О пакте Молотова – Риббентропа часто пишут как о плоде любви между двумя диктаторами, но доказательств этой любви немного: если бы Гитлер и Сталин хотели подчеркнуть личное сближение, они бы вели переговоры сами, а не посылали своих представителей, причем в случае Сталина это был Молотов, который, встретившись с Гитлером, был, мягко выражаясь, не впечатлен. Хотя резко антинацистский уклон, характерный ранее для советской печати при освещении европейских событий, в целом исчез, он сменился не позитивным отношением, но скорее молчанием по поводу нового партнера. Советское население уловило намек: это был союз не по любви, а по расчету.
Оккупация Восточной Польши, за которой последовала ее быстрая инкорпорация в состав СССР и автоматическое присвоение ее жителям гражданства, стала первым территориальным приобретением Советского государства с конца Гражданской войны. Польские территории разделили между Украинской и Белорусской ССР; их население приросло 23 млн бывших польских граждан. Через пару месяцев советские войска вошли в три прибалтийских государства, которые ранее были провинциями Российской империи, но имели независимость в межвоенный период, а также на часть территории Бессарабии, которая прежде тоже принадлежала Российской империи, но попала под власть Румынии. В итоге Советский Союз пополнился еще четырьмя небольшими республиками – Латвийской, Литовской, Эстонской и Молдавской (так назвали присоединенную часть Румынии).

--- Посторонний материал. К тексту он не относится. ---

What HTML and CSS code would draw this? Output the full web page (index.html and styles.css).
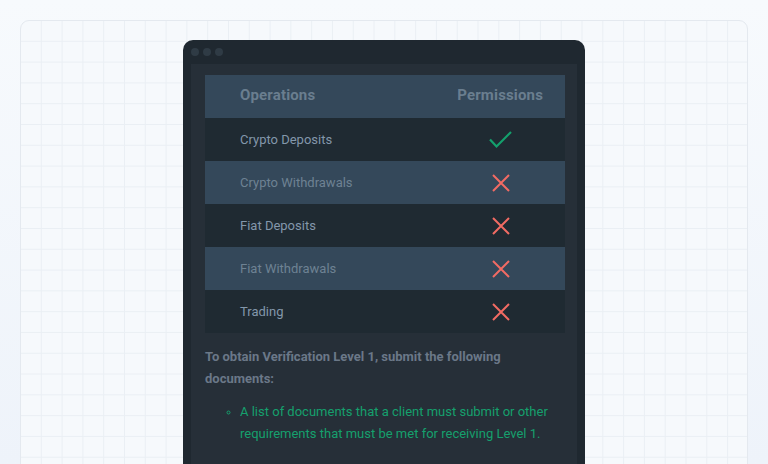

Казалось, Советскому Союзу удалось создать буферную зону достаточного размера, чтобы отгородиться от воинственной и вынашивающей экспансионистские планы Германии. Выяснилось, однако, что особой пользы стране это не принесло. Попытка добиться от Финляндии того же, что и от прибалтийских государств, натолкнулась на неожиданно жесткое сопротивление, вылившееся зимой 1939–1940 гг. в короткую войну, в которой Красная армия поначалу показала себя очень плохо. Но силы были неравными, и в конце концов победа осталась за СССР: ему отошли некоторые территории, в том числе Карелия, однако Финляндия сохранила свою независимость, а репутация Красной армии серьезно пострадала. К июню 1941 г. немецкие войска были размещены вдоль новой границы с СССР, тогда как советской стороне не хватило времени, чтобы создать там свои оборонительные рубежи. Уже само по себе такое движение войск говорило о вероятности нападения (запланированного, скорее всего, на начало лета, чтобы не завязнуть ни в грязи, ни в снегу), но Сталин получил еще и недвусмысленные предупреждения от британской разведки, а также от советского резидента в Токио Рихарда Зорге. Нет никаких сомнений, что Сталин знал о риске вторжения: историк Ричард Овери подсчитал, что таких предупреждений было как минимум 84, включая сообщения о систематическом нарушении немцами советского воздушного пространства. Однако Сталин, отчаянно пытавшийся не допустить никаких «провокаций», которые немцы могли бы использовать как предлог для атаки, отказался санкционировать какие-либо ответные военные меры. Операция «Барбаросса» началась 22 июня с массированного немецкого удара: бо́льшая часть советских Военно-воздушных сил была уничтожена прямо на земле, соединения вермахта двигались вперед с пугающей скоростью, части Красной армии беспорядочно отступали, а население эвакуировалось (или скорее бежало) вглубь страны.